* _Requirements_:
Repeat every record below exactly, omitting any pictures.

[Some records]
▽

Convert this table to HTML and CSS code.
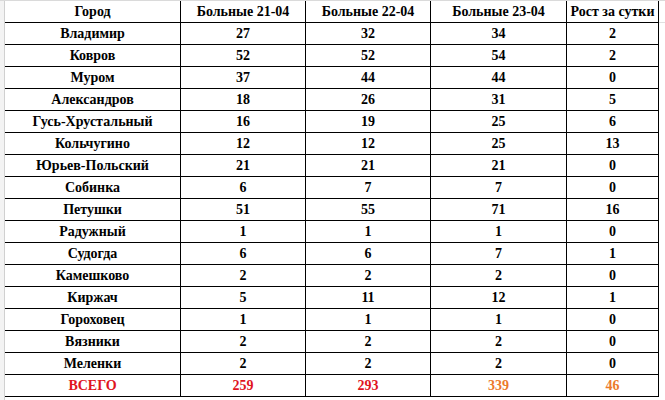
FILE: index.html
```html
<!DOCTYPE html>
<html lang="ru">
<head>
<meta charset="utf-8">
<title>Больные по городам</title>
<link rel="stylesheet" href="styles.css">
</head>
<body>
<div class="sheet">
  <div class="row-strip"></div>
  <table class="grid">
    <colgroup>
      <col class="c-city"><col class="c-num"><col class="c-num"><col class="c-num3"><col class="c-grow"><col class="c-pad">
    </colgroup>
    <thead>
      <tr><th>Город</th><th>Больные 21-04</th><th>Больные 22-04</th><th>Больные 23-04</th><th>Рост за сутки</th><td class="pad pad-line"></td></tr>
    </thead>
    <tbody>
      <tr><td>Владимир</td><td>27</td><td>32</td><td>34</td><td>2</td><td class="pad"></td></tr>
      <tr><td>Ковров</td><td>52</td><td>52</td><td>54</td><td>2</td><td class="pad"></td></tr>
      <tr><td>Муром</td><td>37</td><td>44</td><td>44</td><td>0</td><td class="pad"></td></tr>
      <tr><td>Александров</td><td>18</td><td>26</td><td>31</td><td>5</td><td class="pad"></td></tr>
      <tr><td>Гусь-Хрустальный</td><td>16</td><td>19</td><td>25</td><td>6</td><td class="pad"></td></tr>
      <tr><td>Кольчугино</td><td>12</td><td>12</td><td>25</td><td>13</td><td class="pad"></td></tr>
      <tr><td>Юрьев-Польский</td><td>21</td><td>21</td><td>21</td><td>0</td><td class="pad"></td></tr>
      <tr><td>Собинка</td><td>6</td><td>7</td><td>7</td><td>0</td><td class="pad"></td></tr>
      <tr><td>Петушки</td><td>51</td><td>55</td><td>71</td><td>16</td><td class="pad"></td></tr>
      <tr><td>Радужный</td><td>1</td><td>1</td><td>1</td><td>0</td><td class="pad"></td></tr>
      <tr><td>Судогда</td><td>6</td><td>6</td><td>7</td><td>1</td><td class="pad"></td></tr>
      <tr><td>Камешково</td><td>2</td><td>2</td><td>2</td><td>0</td><td class="pad"></td></tr>
      <tr><td>Киржач</td><td>5</td><td>11</td><td>12</td><td>1</td><td class="pad"></td></tr>
      <tr><td>Гороховец</td><td>1</td><td>1</td><td>1</td><td>0</td><td class="pad"></td></tr>
      <tr><td>Вязники</td><td>2</td><td>2</td><td>2</td><td>0</td><td class="pad"></td></tr>
      <tr><td>Меленки</td><td>2</td><td>2</td><td>2</td><td>0</td><td class="pad"></td></tr>
      <tr class="total"><td class="red">ВСЕГО</td><td class="red">259</td><td class="red">293</td><td class="orange">339</td><td class="orange">46</td><td class="pad"></td></tr>
    </tbody>
  </table>
</div>
</body>
</html>
```

FILE: styles.css
```css
html, body {
  margin: 0;
  padding: 0;
  background: #ffffff;
}

.sheet {
  display: flex;
  align-items: stretch;
  width: 665px;
  height: 400px;
  border-top: 1px solid #dadada;
  box-sizing: border-box;
  overflow: hidden;
}

.row-strip {
  width: 4px;
  flex: none;
  background: #f3f3f3;
  border-right: 1px solid #d0d0d0;
}

.grid {
  border-collapse: separate;
  border-spacing: 0;
  table-layout: fixed;
  width: 660px;
  align-self: flex-start;
  font-family: "Liberation Serif", "Times New Roman", serif;
  font-weight: bold;
  font-size: 14px;
  color: #000;
}

.c-city { width: 176px; }
.c-num { width: 125px; }
.c-num3 { width: 136px; }
.c-grow { width: 92px; }
.c-pad { width: 6px; }

.grid th,
.grid td {
  height: 21px;
  padding: 0;
  text-align: center;
  vertical-align: middle;
  border-right: 1px solid #000;
  border-bottom: 1px solid #000;
  white-space: nowrap;
  overflow: hidden;
  line-height: 21px;
  box-sizing: content-box;
}

.grid th {
  font-weight: bold;
}

.grid td.pad {
  border-right: none;
  border-bottom: none;
}

.grid td.pad-line {
  border-bottom: 1px solid #e0e0e0;
}

.red { color: #e0141e; }
.orange { color: #ec7a2c; }
```
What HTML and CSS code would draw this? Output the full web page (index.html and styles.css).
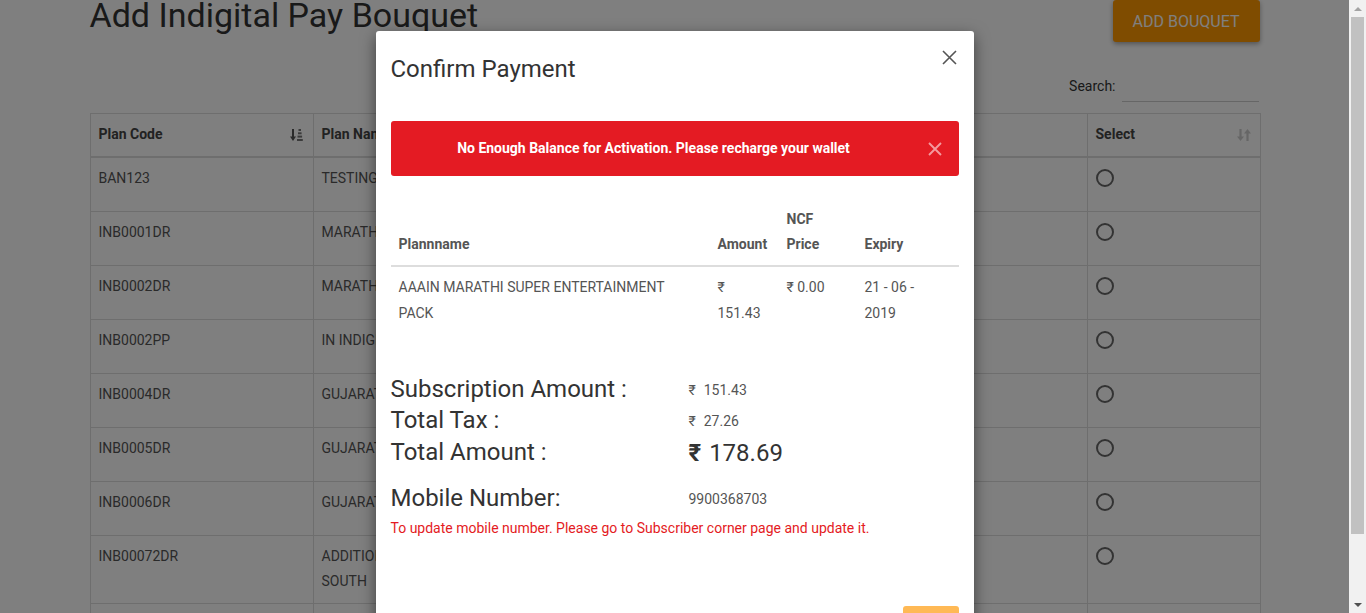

△

* _The output_:
Convert this table to HTML and CSS code.
FILE: index.html
```html
<!DOCTYPE html>
<html lang="ru">
<head>
<meta charset="utf-8">
<title>Больные по городам</title>
<link rel="stylesheet" href="styles.css">
</head>
<body>
<div class="sheet">
  <div class="row-strip"></div>
  <table class="grid">
    <colgroup>
      <col class="c-city"><col class="c-num"><col class="c-num"><col class="c-num3"><col class="c-grow"><col class="c-pad">
    </colgroup>
    <thead>
      <tr><th>Город</th><th>Больные 21-04</th><th>Больные 22-04</th><th>Больные 23-04</th><th>Рост за сутки</th><td class="pad pad-line"></td></tr>
    </thead>
    <tbody>
      <tr><td>Владимир</td><td>27</td><td>32</td><td>34</td><td>2</td><td class="pad"></td></tr>
      <tr><td>Ковров</td><td>52</td><td>52</td><td>54</td><td>2</td><td class="pad"></td></tr>
      <tr><td>Муром</td><td>37</td><td>44</td><td>44</td><td>0</td><td class="pad"></td></tr>
      <tr><td>Александров</td><td>18</td><td>26</td><td>31</td><td>5</td><td class="pad"></td></tr>
      <tr><td>Гусь-Хрустальный</td><td>16</td><td>19</td><td>25</td><td>6</td><td class="pad"></td></tr>
      <tr><td>Кольчугино</td><td>12</td><td>12</td><td>25</td><td>13</td><td class="pad"></td></tr>
      <tr><td>Юрьев-Польский</td><td>21</td><td>21</td><td>21</td><td>0</td><td class="pad"></td></tr>
      <tr><td>Собинка</td><td>6</td><td>7</td><td>7</td><td>0</td><td class="pad"></td></tr>
      <tr><td>Петушки</td><td>51</td><td>55</td><td>71</td><td>16</td><td class="pad"></td></tr>
      <tr><td>Радужный</td><td>1</td><td>1</td><td>1</td><td>0</td><td class="pad"></td></tr>
      <tr><td>Судогда</td><td>6</td><td>6</td><td>7</td><td>1</td><td class="pad"></td></tr>
      <tr><td>Камешково</td><td>2</td><td>2</td><td>2</td><td>0</td><td class="pad"></td></tr>
      <tr><td>Киржач</td><td>5</td><td>11</td><td>12</td><td>1</td><td class="pad"></td></tr>
      <tr><td>Гороховец</td><td>1</td><td>1</td><td>1</td><td>0</td><td class="pad"></td></tr>
      <tr><td>Вязники</td><td>2</td><td>2</td><td>2</td><td>0</td><td class="pad"></td></tr>
      <tr><td>Меленки</td><td>2</td><td>2</td><td>2</td><td>0</td><td class="pad"></td></tr>
      <tr class="total"><td class="red">ВСЕГО</td><td class="red">259</td><td class="red">293</td><td class="orange">339</td><td class="orange">46</td><td class="pad"></td></tr>
    </tbody>
  </table>
</div>
</body>
</html>
```

FILE: styles.css
```css
html, body {
  margin: 0;
  padding: 0;
  background: #ffffff;
}

.sheet {
  display: flex;
  align-items: stretch;
  width: 665px;
  height: 400px;
  border-top: 1px solid #dadada;
  box-sizing: border-box;
  overflow: hidden;
}

.row-strip {
  width: 4px;
  flex: none;
  background: #f3f3f3;
  border-right: 1px solid #d0d0d0;
}

.grid {
  border-collapse: separate;
  border-spacing: 0;
  table-layout: fixed;
  width: 660px;
  align-self: flex-start;
  font-family: "Liberation Serif", "Times New Roman", serif;
  font-weight: bold;
  font-size: 14px;
  color: #000;
}

.c-city { width: 176px; }
.c-num { width: 125px; }
.c-num3 { width: 136px; }
.c-grow { width: 92px; }
.c-pad { width: 6px; }

.grid th,
.grid td {
  height: 21px;
  padding: 0;
  text-align: center;
  vertical-align: middle;
  border-right: 1px solid #000;
  border-bottom: 1px solid #000;
  white-space: nowrap;
  overflow: hidden;
  line-height: 21px;
  box-sizing: content-box;
}

.grid th {
  font-weight: bold;
}

.grid td.pad {
  border-right: none;
  border-bottom: none;
}

.grid td.pad-line {
  border-bottom: 1px solid #e0e0e0;
}

.red { color: #e0141e; }
.orange { color: #ec7a2c; }
```
What HTML and CSS code would draw this? Output the full web page (index.html and styles.css).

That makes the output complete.